(begin)

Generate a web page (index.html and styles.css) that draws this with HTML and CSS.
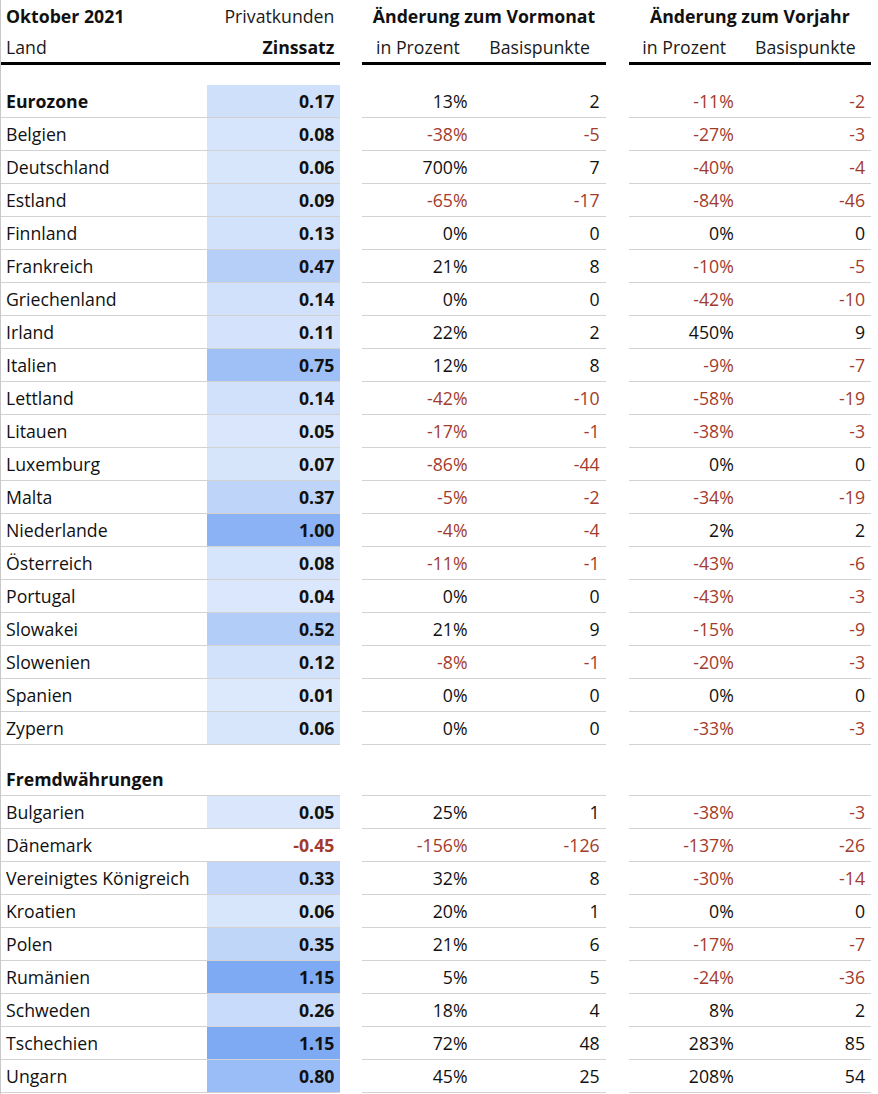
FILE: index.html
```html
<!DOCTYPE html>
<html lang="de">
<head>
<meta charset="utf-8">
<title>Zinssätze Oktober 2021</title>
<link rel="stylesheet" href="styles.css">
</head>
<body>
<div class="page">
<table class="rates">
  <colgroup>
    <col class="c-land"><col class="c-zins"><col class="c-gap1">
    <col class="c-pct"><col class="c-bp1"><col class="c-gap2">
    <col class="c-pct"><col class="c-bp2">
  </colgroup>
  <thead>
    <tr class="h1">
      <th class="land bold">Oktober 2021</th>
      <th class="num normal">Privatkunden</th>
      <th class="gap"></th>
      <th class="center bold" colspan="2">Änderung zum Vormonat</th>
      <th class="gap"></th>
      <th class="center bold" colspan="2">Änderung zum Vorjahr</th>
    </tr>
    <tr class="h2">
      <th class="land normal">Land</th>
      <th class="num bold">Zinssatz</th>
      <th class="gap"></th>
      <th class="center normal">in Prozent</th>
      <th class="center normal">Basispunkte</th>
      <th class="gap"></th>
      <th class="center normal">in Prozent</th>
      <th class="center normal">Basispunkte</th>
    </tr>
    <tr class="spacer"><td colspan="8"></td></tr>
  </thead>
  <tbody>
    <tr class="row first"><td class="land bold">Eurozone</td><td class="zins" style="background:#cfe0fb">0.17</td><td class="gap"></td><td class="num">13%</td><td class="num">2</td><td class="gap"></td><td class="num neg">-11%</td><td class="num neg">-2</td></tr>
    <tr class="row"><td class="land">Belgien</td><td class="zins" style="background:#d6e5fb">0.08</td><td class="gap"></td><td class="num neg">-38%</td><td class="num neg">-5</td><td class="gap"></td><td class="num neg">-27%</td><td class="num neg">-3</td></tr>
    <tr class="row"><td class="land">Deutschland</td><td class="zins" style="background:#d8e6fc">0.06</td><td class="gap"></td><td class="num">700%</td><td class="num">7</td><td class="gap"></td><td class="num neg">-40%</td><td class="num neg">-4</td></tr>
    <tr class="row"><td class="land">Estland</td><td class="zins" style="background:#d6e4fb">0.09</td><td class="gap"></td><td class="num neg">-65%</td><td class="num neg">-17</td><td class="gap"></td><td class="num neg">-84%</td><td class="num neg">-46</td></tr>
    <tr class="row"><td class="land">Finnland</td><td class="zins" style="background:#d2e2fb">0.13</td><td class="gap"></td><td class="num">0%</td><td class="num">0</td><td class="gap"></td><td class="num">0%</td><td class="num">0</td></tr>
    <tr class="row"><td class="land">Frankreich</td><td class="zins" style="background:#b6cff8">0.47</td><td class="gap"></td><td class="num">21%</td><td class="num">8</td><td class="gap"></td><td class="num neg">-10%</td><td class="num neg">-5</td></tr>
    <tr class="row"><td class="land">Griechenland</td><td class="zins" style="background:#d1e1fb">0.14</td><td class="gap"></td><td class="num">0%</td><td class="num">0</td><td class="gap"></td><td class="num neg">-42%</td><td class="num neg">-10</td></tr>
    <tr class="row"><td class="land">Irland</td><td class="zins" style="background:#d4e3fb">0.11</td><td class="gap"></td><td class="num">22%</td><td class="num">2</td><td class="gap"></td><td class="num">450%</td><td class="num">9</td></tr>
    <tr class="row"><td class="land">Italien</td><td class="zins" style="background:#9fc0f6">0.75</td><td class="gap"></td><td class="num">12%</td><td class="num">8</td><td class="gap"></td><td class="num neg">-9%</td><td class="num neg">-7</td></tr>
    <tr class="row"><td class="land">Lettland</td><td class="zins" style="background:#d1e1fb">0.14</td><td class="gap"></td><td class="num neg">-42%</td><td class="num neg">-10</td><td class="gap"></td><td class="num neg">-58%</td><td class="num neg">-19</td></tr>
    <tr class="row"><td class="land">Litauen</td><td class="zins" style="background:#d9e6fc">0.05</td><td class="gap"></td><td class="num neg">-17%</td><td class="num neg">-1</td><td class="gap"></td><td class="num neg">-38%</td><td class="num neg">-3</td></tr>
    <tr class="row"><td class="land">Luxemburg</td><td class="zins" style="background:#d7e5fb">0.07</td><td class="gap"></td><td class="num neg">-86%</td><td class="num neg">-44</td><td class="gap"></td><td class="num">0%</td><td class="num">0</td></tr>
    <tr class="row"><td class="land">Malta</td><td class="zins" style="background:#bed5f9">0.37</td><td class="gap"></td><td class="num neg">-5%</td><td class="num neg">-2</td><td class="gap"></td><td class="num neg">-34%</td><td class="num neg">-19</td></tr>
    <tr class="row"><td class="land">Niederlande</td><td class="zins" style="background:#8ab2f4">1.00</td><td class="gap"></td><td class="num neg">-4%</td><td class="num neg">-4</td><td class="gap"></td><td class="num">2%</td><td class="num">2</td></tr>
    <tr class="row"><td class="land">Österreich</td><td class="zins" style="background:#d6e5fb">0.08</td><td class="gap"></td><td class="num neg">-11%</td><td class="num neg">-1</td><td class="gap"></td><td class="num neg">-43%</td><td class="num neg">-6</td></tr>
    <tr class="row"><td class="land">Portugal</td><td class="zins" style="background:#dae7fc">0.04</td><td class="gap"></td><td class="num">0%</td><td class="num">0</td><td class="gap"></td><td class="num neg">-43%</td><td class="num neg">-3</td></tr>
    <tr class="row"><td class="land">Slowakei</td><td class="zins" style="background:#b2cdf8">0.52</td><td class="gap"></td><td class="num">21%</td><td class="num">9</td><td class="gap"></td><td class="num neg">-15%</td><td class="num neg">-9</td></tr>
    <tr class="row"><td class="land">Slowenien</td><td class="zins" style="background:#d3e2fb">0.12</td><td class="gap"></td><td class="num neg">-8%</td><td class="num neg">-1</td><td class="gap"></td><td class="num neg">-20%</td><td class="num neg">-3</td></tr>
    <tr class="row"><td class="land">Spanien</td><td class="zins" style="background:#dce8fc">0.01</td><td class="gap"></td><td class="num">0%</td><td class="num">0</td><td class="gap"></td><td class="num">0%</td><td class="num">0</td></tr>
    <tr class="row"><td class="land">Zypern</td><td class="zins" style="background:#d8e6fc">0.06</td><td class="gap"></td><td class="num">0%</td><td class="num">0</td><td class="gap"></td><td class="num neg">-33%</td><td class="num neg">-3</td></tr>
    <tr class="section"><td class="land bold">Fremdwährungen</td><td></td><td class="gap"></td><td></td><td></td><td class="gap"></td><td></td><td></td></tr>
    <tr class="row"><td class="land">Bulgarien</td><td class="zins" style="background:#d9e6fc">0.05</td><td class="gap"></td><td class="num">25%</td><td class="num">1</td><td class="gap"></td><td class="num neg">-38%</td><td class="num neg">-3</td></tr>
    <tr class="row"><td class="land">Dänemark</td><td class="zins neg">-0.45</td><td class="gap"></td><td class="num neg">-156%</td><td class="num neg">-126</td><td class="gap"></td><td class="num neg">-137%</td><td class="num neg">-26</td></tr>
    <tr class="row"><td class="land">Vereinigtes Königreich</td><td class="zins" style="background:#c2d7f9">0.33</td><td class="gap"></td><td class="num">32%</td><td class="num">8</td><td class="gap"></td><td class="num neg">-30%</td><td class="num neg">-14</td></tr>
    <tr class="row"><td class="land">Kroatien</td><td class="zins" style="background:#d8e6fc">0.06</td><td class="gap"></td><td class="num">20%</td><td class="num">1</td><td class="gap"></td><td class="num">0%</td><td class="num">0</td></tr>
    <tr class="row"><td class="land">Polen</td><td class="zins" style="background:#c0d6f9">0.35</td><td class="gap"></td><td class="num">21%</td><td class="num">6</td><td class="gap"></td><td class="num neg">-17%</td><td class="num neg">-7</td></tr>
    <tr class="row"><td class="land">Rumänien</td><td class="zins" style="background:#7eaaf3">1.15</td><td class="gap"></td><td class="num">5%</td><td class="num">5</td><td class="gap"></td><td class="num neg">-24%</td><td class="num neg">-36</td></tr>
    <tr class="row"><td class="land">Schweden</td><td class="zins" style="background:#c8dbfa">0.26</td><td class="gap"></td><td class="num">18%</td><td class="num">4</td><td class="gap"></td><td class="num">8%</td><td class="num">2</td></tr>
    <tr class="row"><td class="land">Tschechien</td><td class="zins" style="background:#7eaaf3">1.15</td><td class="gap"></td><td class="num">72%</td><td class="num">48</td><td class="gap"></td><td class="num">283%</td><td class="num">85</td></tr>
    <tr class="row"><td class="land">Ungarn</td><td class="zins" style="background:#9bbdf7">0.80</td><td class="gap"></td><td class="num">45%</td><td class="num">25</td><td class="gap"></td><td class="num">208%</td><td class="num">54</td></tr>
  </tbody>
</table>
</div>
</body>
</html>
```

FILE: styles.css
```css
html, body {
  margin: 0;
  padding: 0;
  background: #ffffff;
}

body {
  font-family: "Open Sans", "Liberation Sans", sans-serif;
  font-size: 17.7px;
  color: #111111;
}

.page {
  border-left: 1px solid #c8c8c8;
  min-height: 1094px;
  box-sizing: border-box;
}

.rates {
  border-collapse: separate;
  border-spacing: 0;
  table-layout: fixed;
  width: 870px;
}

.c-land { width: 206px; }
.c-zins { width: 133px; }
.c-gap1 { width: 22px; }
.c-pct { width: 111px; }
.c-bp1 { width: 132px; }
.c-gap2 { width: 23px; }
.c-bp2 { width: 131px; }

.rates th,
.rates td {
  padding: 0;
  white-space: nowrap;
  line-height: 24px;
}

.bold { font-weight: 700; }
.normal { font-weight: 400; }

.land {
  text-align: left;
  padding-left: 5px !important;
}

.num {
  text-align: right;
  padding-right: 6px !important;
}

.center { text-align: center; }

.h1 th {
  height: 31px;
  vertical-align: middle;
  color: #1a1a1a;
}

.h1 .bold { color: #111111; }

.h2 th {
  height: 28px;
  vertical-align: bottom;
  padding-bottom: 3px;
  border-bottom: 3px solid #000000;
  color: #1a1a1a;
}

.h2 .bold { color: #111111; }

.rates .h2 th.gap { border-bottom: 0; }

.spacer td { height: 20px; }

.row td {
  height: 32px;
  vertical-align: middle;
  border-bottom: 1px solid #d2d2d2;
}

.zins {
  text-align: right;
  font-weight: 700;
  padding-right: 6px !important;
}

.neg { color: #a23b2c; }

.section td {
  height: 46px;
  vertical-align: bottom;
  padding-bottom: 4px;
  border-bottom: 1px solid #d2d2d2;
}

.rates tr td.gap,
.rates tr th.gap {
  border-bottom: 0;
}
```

(end)
(begin)

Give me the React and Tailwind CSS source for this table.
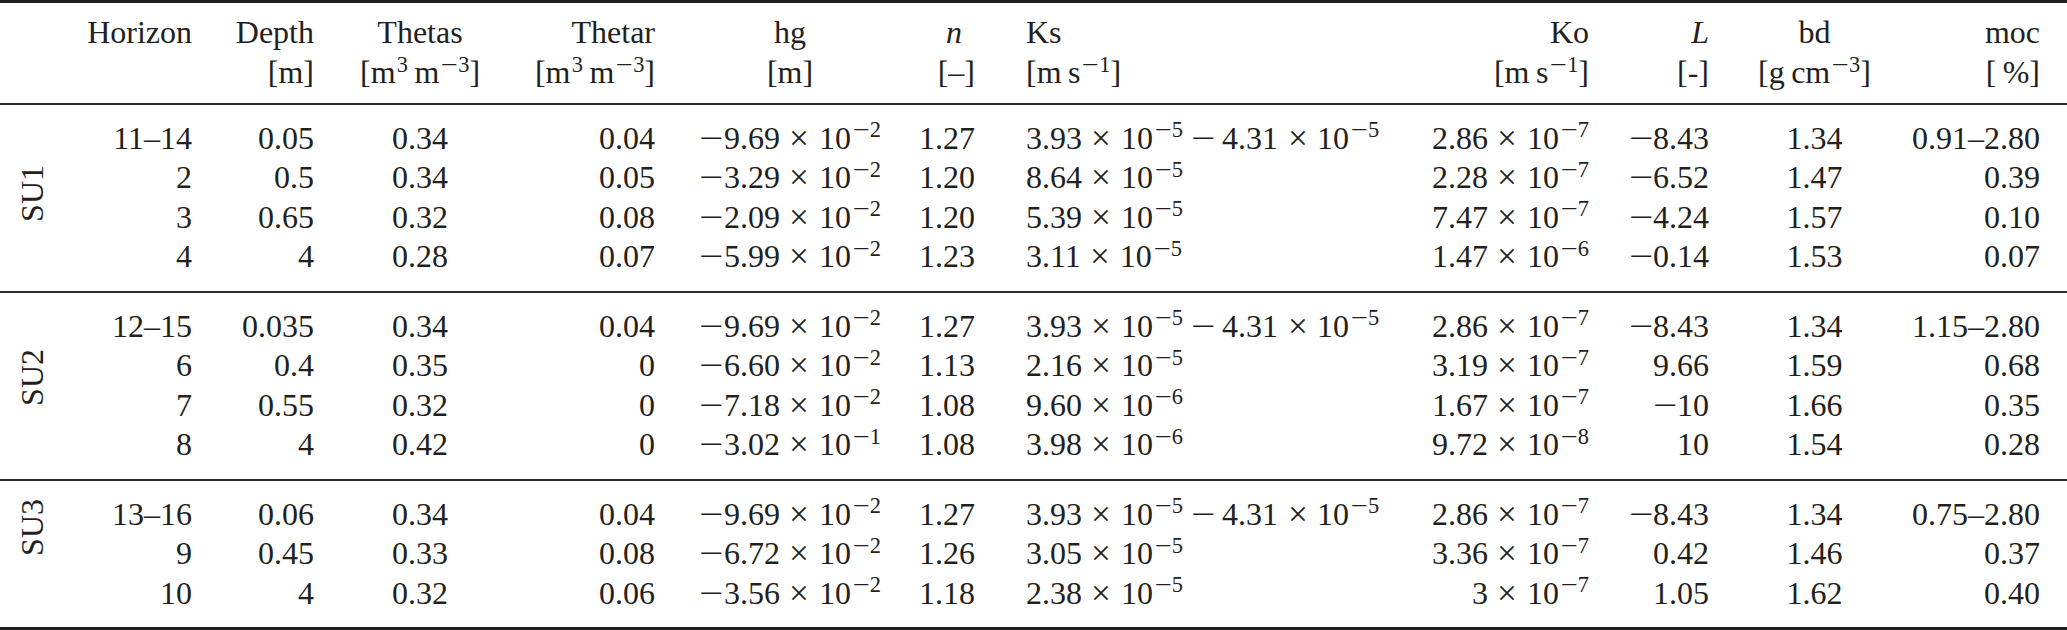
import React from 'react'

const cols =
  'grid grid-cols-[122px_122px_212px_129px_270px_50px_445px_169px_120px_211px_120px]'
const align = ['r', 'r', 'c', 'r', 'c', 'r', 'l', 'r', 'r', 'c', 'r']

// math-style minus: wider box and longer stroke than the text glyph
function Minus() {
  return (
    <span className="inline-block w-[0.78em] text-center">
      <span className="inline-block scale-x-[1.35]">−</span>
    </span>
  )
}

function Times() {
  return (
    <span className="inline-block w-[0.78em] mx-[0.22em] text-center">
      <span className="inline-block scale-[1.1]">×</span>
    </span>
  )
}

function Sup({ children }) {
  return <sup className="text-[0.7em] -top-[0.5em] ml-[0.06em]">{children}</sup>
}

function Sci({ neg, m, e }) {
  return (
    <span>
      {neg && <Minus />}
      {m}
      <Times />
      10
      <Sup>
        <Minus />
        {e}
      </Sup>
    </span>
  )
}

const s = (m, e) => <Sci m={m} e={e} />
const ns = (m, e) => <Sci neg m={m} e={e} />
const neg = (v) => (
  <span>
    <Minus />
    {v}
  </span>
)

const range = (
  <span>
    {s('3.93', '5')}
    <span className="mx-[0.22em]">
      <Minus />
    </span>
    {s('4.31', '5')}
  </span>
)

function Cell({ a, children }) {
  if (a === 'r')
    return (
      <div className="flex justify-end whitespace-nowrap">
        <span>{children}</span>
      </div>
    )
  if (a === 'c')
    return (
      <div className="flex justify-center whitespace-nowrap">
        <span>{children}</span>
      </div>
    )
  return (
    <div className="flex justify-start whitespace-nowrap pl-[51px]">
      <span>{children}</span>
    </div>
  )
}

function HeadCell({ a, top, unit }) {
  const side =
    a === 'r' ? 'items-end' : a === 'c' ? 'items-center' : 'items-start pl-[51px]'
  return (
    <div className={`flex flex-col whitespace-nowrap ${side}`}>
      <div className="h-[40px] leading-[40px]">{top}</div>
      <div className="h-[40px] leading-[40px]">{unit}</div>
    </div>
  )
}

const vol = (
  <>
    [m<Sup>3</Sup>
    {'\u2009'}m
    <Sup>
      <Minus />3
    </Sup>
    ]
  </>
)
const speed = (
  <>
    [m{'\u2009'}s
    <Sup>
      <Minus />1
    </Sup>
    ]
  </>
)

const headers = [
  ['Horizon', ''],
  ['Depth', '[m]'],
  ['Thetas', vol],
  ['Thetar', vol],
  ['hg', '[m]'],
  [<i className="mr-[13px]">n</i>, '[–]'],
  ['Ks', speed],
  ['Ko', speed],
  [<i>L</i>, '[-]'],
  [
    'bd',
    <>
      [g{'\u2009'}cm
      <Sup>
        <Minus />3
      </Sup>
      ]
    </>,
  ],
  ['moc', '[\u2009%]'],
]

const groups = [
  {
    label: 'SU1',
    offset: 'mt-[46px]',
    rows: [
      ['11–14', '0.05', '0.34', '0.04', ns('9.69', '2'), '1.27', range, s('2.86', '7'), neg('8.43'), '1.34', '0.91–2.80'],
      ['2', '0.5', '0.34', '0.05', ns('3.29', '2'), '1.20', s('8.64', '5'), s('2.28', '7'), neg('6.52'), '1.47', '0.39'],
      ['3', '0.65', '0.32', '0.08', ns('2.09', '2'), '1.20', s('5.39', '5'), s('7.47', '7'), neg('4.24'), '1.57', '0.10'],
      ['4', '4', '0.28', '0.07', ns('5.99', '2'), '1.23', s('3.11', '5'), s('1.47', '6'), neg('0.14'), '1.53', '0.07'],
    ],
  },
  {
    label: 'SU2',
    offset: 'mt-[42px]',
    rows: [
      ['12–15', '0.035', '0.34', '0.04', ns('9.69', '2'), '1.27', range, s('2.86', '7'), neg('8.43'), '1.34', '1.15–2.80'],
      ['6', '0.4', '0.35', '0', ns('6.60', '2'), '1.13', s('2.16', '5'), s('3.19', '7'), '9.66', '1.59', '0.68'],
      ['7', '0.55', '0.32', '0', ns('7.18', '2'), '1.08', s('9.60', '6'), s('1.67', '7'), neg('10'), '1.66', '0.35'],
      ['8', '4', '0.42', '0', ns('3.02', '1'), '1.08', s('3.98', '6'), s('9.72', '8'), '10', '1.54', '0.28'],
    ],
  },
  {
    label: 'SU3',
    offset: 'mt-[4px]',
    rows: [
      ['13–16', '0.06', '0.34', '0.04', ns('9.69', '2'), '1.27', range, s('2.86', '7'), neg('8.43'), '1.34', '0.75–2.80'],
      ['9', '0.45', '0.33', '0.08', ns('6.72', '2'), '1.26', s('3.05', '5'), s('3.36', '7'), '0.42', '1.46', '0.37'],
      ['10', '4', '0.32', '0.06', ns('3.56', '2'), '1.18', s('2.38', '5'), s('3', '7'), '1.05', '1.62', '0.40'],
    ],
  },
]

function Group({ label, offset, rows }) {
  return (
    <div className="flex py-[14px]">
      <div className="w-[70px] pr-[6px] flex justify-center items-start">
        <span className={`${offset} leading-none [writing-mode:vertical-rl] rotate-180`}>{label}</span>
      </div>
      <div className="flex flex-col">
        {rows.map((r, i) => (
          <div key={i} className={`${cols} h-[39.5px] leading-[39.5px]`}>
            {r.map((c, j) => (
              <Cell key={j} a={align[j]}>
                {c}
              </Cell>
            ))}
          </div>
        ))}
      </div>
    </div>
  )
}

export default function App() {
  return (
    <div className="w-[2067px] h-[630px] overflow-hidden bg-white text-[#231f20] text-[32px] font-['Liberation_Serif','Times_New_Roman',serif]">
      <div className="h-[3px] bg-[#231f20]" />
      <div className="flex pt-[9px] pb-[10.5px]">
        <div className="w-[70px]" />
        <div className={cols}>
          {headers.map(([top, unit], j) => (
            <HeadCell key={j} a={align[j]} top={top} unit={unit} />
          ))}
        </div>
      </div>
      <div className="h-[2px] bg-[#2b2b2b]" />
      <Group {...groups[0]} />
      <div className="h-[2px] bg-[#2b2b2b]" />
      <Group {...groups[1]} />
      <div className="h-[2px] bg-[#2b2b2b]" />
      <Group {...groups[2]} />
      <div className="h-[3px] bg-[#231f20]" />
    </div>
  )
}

(end)

### JOB
List the lines of the records where "React" occurs.

### EXPECTED OUTPUT
Give me the React and Tailwind CSS source for this table.
import React from 'react'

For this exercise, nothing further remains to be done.